What are the values and types of the critical points, if any, of `f(x)=x / (x^2 + 4)`?

Answer 1

`x=+-2`-Stationary

Explanation:

Let `f=x and g=x^2+4`

`f'=1 and g'=2x`

`f'(x)=(gf'-fg')/g^2`

`f'(x)=(x^2+4-2x^2)/(x^2+4)^2 =0`

`(4-x^2)/(x^2+4)^2 =0`

Denominator goes to zero when we multiply to the other side to solve for x.

`4-x^2=0`

`4=x^2`

`x=+-2`

Since the denominator will never equal to zero we only have one type of critical points and that is stationary

Answer 2

The critical points are `-2` and `2`. Furthermore, `-2` is the location of a local minimum and `2` is the location of a local maximum.

Explanation:

There are several different uses of "critical point" and "types of critical point".

Meaning of "critical point"
In the terminology I was taught (and that I teach), a critical point of a function `f`, is a point (call it `c`) in the domain of the function with either `f'(c)=0` or f'(c) does not exist.

With that definition, we proceed:

`f(x) = x/(x^2+4)` has domain `(-oo,oo)`

`f'(x) = ((1)(x^2+4)-(x)(2x))/(x^2+4)^2 = (4-x^2)/(x^2+4)^2`

`f'` is never undefined and `f'(x) = 0` at `x=+- 2` (both of which are in the domain of `f`.
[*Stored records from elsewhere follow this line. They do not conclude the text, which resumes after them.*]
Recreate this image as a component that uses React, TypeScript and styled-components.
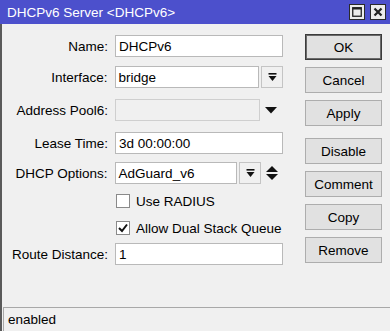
import React from 'react';
import styled, { createGlobalStyle } from 'styled-components';

const GlobalStyle = createGlobalStyle`
  html, body {
    margin: 0;
    padding: 0;
    background: #f0f0f0;
  }
  body {
    font-family: 'Liberation Sans', Arial, sans-serif;
    font-size: 13.5px;
    color: #000;
  }
`;

const Window = styled.div`
  width: 390px;
  height: 331px;
  display: flex;
  flex-direction: column;
  background: #f0f0f0;
  overflow: hidden;
`;

const TitleBar = styled.div`
  height: 24px;
  flex-shrink: 0;
  background: #4c50cc;
  display: flex;
  align-items: center;
  justify-content: space-between;
  padding: 0 4px 0 7px;
  color: #fff;
`;

const TitleText = styled.span`
  font-size: 13.5px;
  margin-top: 1px;
`;

const TitleButtons = styled.div`
  display: flex;
  gap: 5px;
`;

const TitleButton = styled.div`
  width: 14px;
  height: 14px;
  border: 1px solid #2a2a2a;
  background: #ececec;
  display: flex;
  align-items: center;
  justify-content: center;
`;

const Content = styled.div`
  flex: 1;
  display: flex;
  flex-direction: column;
  border-left: 2px solid #5a5a5a;
`;

const Body = styled.div`
  height: 283px;
  display: flex;
`;

const Form = styled.div`
  width: 281px;
  display: flex;
  flex-direction: column;
`;

const Row = styled.div<{ $mt: number }>`
  display: flex;
  align-items: center;
  height: 22px;
  margin-top: ${({ $mt }) => $mt}px;
`;

const Label = styled.label`
  width: 106px;
  margin-right: 7px;
  text-align: right;
  white-space: nowrap;
`;

const Input = styled.div<{ $w: number; $disabled?: boolean }>`
  box-sizing: border-box;
  width: ${({ $w }) => $w}px;
  height: 22px;
  border: 1px solid ${({ $disabled }) => ($disabled ? '#cfcfcf' : '#b9b9b9')};
  background: ${({ $disabled }) => ($disabled ? '#f0f0f0' : '#fff')};
  padding: 0 3px;
  display: flex;
  align-items: center;
  white-space: nowrap;
`;

const DropButton = styled.div`
  box-sizing: border-box;
  width: 22px;
  height: 22px;
  margin-left: 2px;
  border: 1px solid #c4c4c4;
  background: #f0f0f0;
  display: flex;
  align-items: center;
  justify-content: center;
`;

const IconSlot = styled.div`
  width: 22px;
  height: 22px;
  display: flex;
  align-items: center;
  justify-content: center;
`;

const CheckRow = styled.div<{ $mt: number }>`
  display: flex;
  align-items: center;
  height: 22px;
  margin-top: ${({ $mt }) => $mt}px;
  padding-left: 114px;
  gap: 6px;
`;

const CheckBox = styled.div`
  box-sizing: border-box;
  width: 14px;
  height: 14px;
  border: 1px solid #8a8a8a;
  background: #fff;
  display: flex;
  align-items: center;
  justify-content: center;
`;

const Buttons = styled.div`
  margin-left: 22px;
  padding-top: 10px;
  display: flex;
  flex-direction: column;
  gap: 7px;
`;

const Button = styled.div<{ $default?: boolean; $mt?: number }>`
  box-sizing: border-box;
  width: 77px;
  height: 26px;
  margin-top: ${({ $mt }) => $mt ?? 0}px;
  border: 1px solid ${({ $default }) => ($default ? '#3c3c3c' : '#adadad')};
  box-shadow: ${({ $default }) => ($default ? 'inset 0 0 0 1px #6a6a6a' : 'none')};
  background: #e1e1e1;
  display: flex;
  align-items: center;
  justify-content: center;
`;

const StatusBar = styled.div`
  flex: 1;
  margin-left: 1px;
  border-top: 1px solid #a8a8a8;
  border-left: 1px solid #a8a8a8;
  padding-left: 4px;
  display: flex;
  align-items: center;
`;

const DropIcon = () => (
  <svg width="9" height="9" viewBox="0 0 9 9">
    <rect x="0.5" y="0" width="8" height="1.6" fill="#111" />
    <polygon points="0.5,3 8.5,3 4.5,8" fill="#111" />
  </svg>
);

const ArrowDown = () => (
  <svg width="12" height="7" viewBox="0 0 12 7">
    <polygon points="0,0 12,0 6,6.5" fill="#111" />
  </svg>
);

const UpDown = () => (
  <svg width="12" height="14" viewBox="0 0 12 14">
    <polygon points="6,0 12,6 0,6" fill="#111" />
    <polygon points="0,8 12,8 6,14" fill="#111" />
  </svg>
);

const Check = () => (
  <svg width="10" height="10" viewBox="0 0 10 10">
    <polyline points="1,5 4,8 9,1.5" fill="none" stroke="#111" strokeWidth="2" />
  </svg>
);

const App: React.FC = () => {
  return (
    <>
      <GlobalStyle />
      <Window>
        <TitleBar>
          <TitleText>DHCPv6 Server &lt;DHCPv6&gt;</TitleText>
          <TitleButtons>
            <TitleButton>
              <svg width="10" height="10" viewBox="0 0 10 10">
                <rect x="0.75" y="0.75" width="8.5" height="8.5" fill="none" stroke="#222" strokeWidth="1.3" />
                <rect x="0.5" y="0.5" width="9" height="2" fill="#222" />
              </svg>
            </TitleButton>
            <TitleButton>
              <svg width="10" height="10" viewBox="0 0 10 10">
                <path d="M1.5 1.5 L8.5 8.5 M8.5 1.5 L1.5 8.5" stroke="#222" strokeWidth="2.2" />
              </svg>
            </TitleButton>
          </TitleButtons>
        </TitleBar>
        <Content>
          <Body>
            <Form>
              <Row $mt={11}>
                <Label>Name:</Label>
                <Input $w={168}>DHCPv6</Input>
              </Row>
              <Row $mt={9}>
                <Label>Interface:</Label>
                <Input $w={145}>bridge</Input>
                <DropButton>
                  <DropIcon />
                </DropButton>
              </Row>
              <Row $mt={11}>
                <Label>Address Pool6:</Label>
                <Input $w={145} $disabled />
                <IconSlot>
                  <ArrowDown />
                </IconSlot>
              </Row>
              <Row $mt={11}>
                <Label>Lease Time:</Label>
                <Input $w={168}>3d 00:00:00</Input>
              </Row>
              <Row $mt={8}>
                <Label>DHCP Options:</Label>
                <Input $w={123}>AdGuard_v6</Input>
                <DropButton>
                  <DropIcon />
                </DropButton>
                <IconSlot>
                  <UpDown />
                </IconSlot>
              </Row>
              <CheckRow $mt={6}>
                <CheckBox />
                <span>Use RADIUS</span>
              </CheckRow>
              <CheckRow $mt={5}>
                <CheckBox>
                  <Check />
                </CheckBox>
                <span>Allow Dual Stack Queue</span>
              </CheckRow>
              <Row $mt={4}>
                <Label>Route Distance:</Label>
                <Input $w={168}>1</Input>
              </Row>
            </Form>
            <Buttons>
              <Button $default>OK</Button>
              <Button>Cancel</Button>
              <Button>Apply</Button>
              <Button $mt={5}>Disable</Button>
              <Button>Comment</Button>
              <Button>Copy</Button>
              <Button>Remove</Button>
            </Buttons>
          </Body>
          <StatusBar>enabled</StatusBar>
        </Content>
      </Window>
    </>
  );
};

export default App;
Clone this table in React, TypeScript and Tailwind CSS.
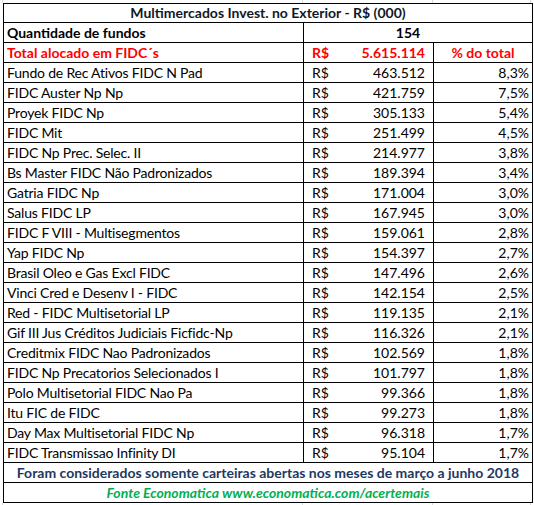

"types" of critical points

Again, using the terminology I am familiar with, a critical point may be the location of a local minimum, a local maximum or neither. (In addition to "local" I also use "relative" -- they mean the same thing.)
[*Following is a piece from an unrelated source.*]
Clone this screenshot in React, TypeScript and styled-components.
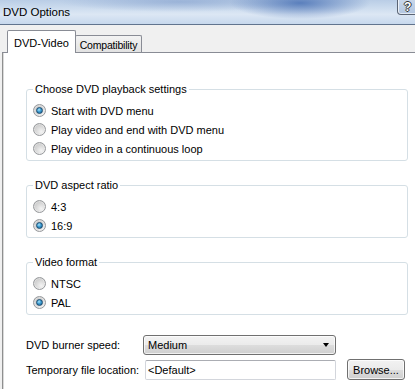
import React from 'react';
import styled, { createGlobalStyle } from 'styled-components';

const GlobalStyle = createGlobalStyle`
  html, body {
    margin: 0;
    padding: 0;
    background: #f0f0f0;
  }
  body {
    font-family: "Liberation Sans", Arial, sans-serif;
    font-size: 11px;
    color: #000;
  }
`;

const Window = styled.div`
  width: 415px;
  height: 389px;
  overflow: hidden;
  background: #f0f0f0;
  display: flex;
  flex-direction: column;
`;

const TitleBar = styled.div`
  height: 24px;
  flex: none;
  display: flex;
  align-items: center;
  justify-content: space-between;
  padding-left: 3px;
  border-bottom: 1px solid #61748e;
  background:
    radial-gradient(ellipse 70px 16px at 300px 3px, rgba(72, 112, 180, 0.85), rgba(72, 112, 180, 0)),
    radial-gradient(ellipse 120px 10px at 180px 2px, rgba(120, 150, 200, 0.5), rgba(120, 150, 200, 0)),
    linear-gradient(to bottom, #b9cde6 0%, #d3e1f1 45%, #dce7f4 60%, #c7d8ed 100%);
`;

const Title = styled.span`
  font-size: 11.5px;
  color: #000;
  margin-top: -1px;
`;

const HelpButton = styled.div`
  align-self: flex-start;
  width: 20px;
  height: 15px;
  margin-right: -2px;
  border: 1px solid #5a6474;
  border-top: none;
  border-bottom-left-radius: 4px;
  background: linear-gradient(to bottom, #c9d7ea, #b2c6e0);
  box-shadow: inset 1px 0 0 rgba(255, 255, 255, 0.7), inset 0 -1px 0 rgba(255, 255, 255, 0.6);
  color: #fff;
  font-weight: bold;
  font-size: 12px;
  line-height: 14px;
  padding-left: 6px;
  box-sizing: border-box;
  text-shadow: 1px 0 0 #333, -1px 0 0 #333, 0 1px 0 #333, 0 -1px 0 #333;
`;

const Frame = styled.div`
  flex: 1;
  display: flex;
  flex-direction: column;
  margin-left: 2px;
`;

const TabBar = styled.div`
  height: 27px;
  flex: none;
  display: flex;
  align-items: flex-end;
  padding-left: 5px;
  border-bottom: 1px solid #898c95;
`;

const Tab = styled.div<{ $active?: boolean }>`
  box-sizing: border-box;
  display: flex;
  align-items: center;
  justify-content: center;
  border: 1px solid #898c95;
  border-bottom: none;
  border-radius: 2px 2px 0 0;
  position: relative;
  height: ${p => (p.$active ? '23px' : '17px')};
  width: ${p => (p.$active ? '69px' : '67px')};
  margin-bottom: ${p => (p.$active ? '-1px' : '0')};
  margin-left: ${p => (p.$active ? '0' : '-1px')};
  padding-top: ${p => (p.$active ? '2px' : '1px')};
  background: ${p => (p.$active ? '#fff' : 'linear-gradient(to bottom, #f3f3f3, #e2e2e2)')};
  z-index: ${p => (p.$active ? 1 : 0)};
  font-size: ${p => (p.$active ? '11px' : '10.5px')};
  letter-spacing: ${p => (p.$active ? '0' : '-0.2px')};
  white-space: nowrap;
`;

const Panel = styled.div`
  flex: 1;
  background: #fff;
  border-left: 1px solid #8e8f8f;
  box-shadow: inset 1px 0 0 #dadada;
  padding: 29px 8px 0 23px;
  display: flex;
  flex-direction: column;
`;

const Group = styled.fieldset<{ $gap?: number }>`
  margin: ${p => p.$gap ?? 0}px 0 0 0;
  width: 382px;
  box-sizing: border-box;
  padding: 0 0 2px 6px;
  border: 1px solid #d5dfe5;
  border-radius: 3px;
`;

const Legend = styled.legend`
  padding: 0 2px;
  font-size: 11px;
  line-height: 14px;
`;

const RadioList = styled.div`
  padding-top: 5px;
  display: flex;
  flex-direction: column;
`;

const RadioRow = styled.label`
  height: 19px;
  display: flex;
  align-items: center;
  gap: 5px;
  font-size: 11px;
`;

const RadioCircle = styled.span<{ $checked?: boolean }>`
  width: 13px;
  height: 13px;
  box-sizing: border-box;
  border-radius: 50%;
  border: 1px solid #97999c;
  background: radial-gradient(circle at 65% 70%, #f4f4f4 0%, #dadada 45%, #bdbdbd 100%);
  box-shadow: inset 0 0 0 1px rgba(255, 255, 255, 0.35);
  display: flex;
  align-items: center;
  justify-content: center;
  flex: none;

  &::after {
    content: '';
    display: ${p => (p.$checked ? 'block' : 'none')};
    width: 7px;
    height: 7px;
    box-sizing: border-box;
    border-radius: 50%;
    border: 1px solid #1b4a6e;
    background: radial-gradient(circle at 40% 35%, #a7e3fb 0%, #3c9bd0 45%, #145c8c 100%);
  }
`;

const Radio = ({ label, checked }: { label: string; checked?: boolean }) => (
  <RadioRow>
    <RadioCircle $checked={checked} />
    <span>{label}</span>
  </RadioRow>
);

const FieldRow = styled.div<{ $gap: number }>`
  display: flex;
  align-items: center;
  margin-top: ${p => p.$gap}px;
`;

const FieldLabel = styled.span`
  width: 117px;
  flex: none;
  font-size: 11px;
`;

const Select = styled.div`
  width: 193px;
  height: 20px;
  box-sizing: border-box;
  border: 1px solid #707070;
  border-radius: 3px;
  background: linear-gradient(to bottom, #f3f3f3 0%, #ebebeb 50%, #dddddd 51%, #cfcfcf 100%);
  box-shadow: inset 0 0 0 1px rgba(255, 255, 255, 0.7);
  display: flex;
  align-items: center;
  justify-content: space-between;
  padding: 0 6px 0 4px;
  font-size: 11px;
`;

const Arrow = styled.span`
  width: 0;
  height: 0;
  border-left: 3.5px solid transparent;
  border-right: 3.5px solid transparent;
  border-top: 4px solid #000;
`;

const TextBox = styled.div`
  width: 191px;
  height: 20px;
  margin-left: 2px;
  box-sizing: border-box;
  border: 1px solid #d3d6dc;
  border-top-color: #abadb3;
  border-radius: 2px;
  background: #fff;
  display: flex;
  align-items: center;
  padding-left: 2px;
  font-size: 11px;
`;

const Button = styled.div`
  width: 58px;
  height: 21px;
  margin-left: 11px;
  box-sizing: border-box;
  border: 1px solid #707070;
  border-radius: 3px;
  background: linear-gradient(to bottom, #f2f2f2 0%, #ebebeb 50%, #dddddd 51%, #cfcfcf 100%);
  box-shadow: inset 0 0 0 1px rgba(255, 255, 255, 0.75);
  display: flex;
  align-items: center;
  justify-content: center;
  font-size: 11px;
`;

export default function App() {
  return (
    <>
      <GlobalStyle />
      <Window>
        <TitleBar>
          <Title>DVD Options</Title>
          <HelpButton>?</HelpButton>
        </TitleBar>
        <Frame>
          <TabBar>
            <Tab $active>DVD-Video</Tab>
            <Tab>Compatibility</Tab>
          </TabBar>
          <Panel>
            <Group>
              <Legend>Choose DVD playback settings</Legend>
              <RadioList>
                <Radio label="Start with DVD menu" checked />
                <Radio label="Play video and end with DVD menu" />
                <Radio label="Play video in a continuous loop" />
              </RadioList>
            </Group>
            <Group $gap={17}>
              <Legend>DVD aspect ratio</Legend>
              <RadioList>
                <Radio label="4:3" />
                <Radio label="16:9" checked />
              </RadioList>
            </Group>
            <Group $gap={17}>
              <Legend>Video format</Legend>
              <RadioList>
                <Radio label="NTSC" />
                <Radio label="PAL" checked />
              </RadioList>
            </Group>
            <FieldRow $gap={20}>
              <FieldLabel>DVD burner speed:</FieldLabel>
              <Select>
                <span>Medium</span>
                <Arrow />
              </Select>
            </FieldRow>
            <FieldRow $gap={4}>
              <FieldLabel>Temporary file location:</FieldLabel>
              <TextBox>&lt;Default&gt;</TextBox>
              <Button>Browse...</Button>
            </FieldRow>
          </Panel>
        </Frame>
      </Window>
    </>
  );
}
Applying the first derivative text we find that there is a local minimum at `-2` (If you prefer, we can say "at `x=-2`")
That minimum is `f(-2) = -1/4`

Applying the first derivative text we find that there is a local maximum at `2`.
That minimum is `f(2) = 1/4`.

Other uses of the words

I have seen some who define a critical point as a point on the graph of a function where the derivative is `0` or fails to exist.

The would say that the critical points are `(-2, -1/4)` and `(2, 1/4)`,

Some would also say that `(-2, -1/4)` is a minimum point and `(2, 1/4)` is a maximum point.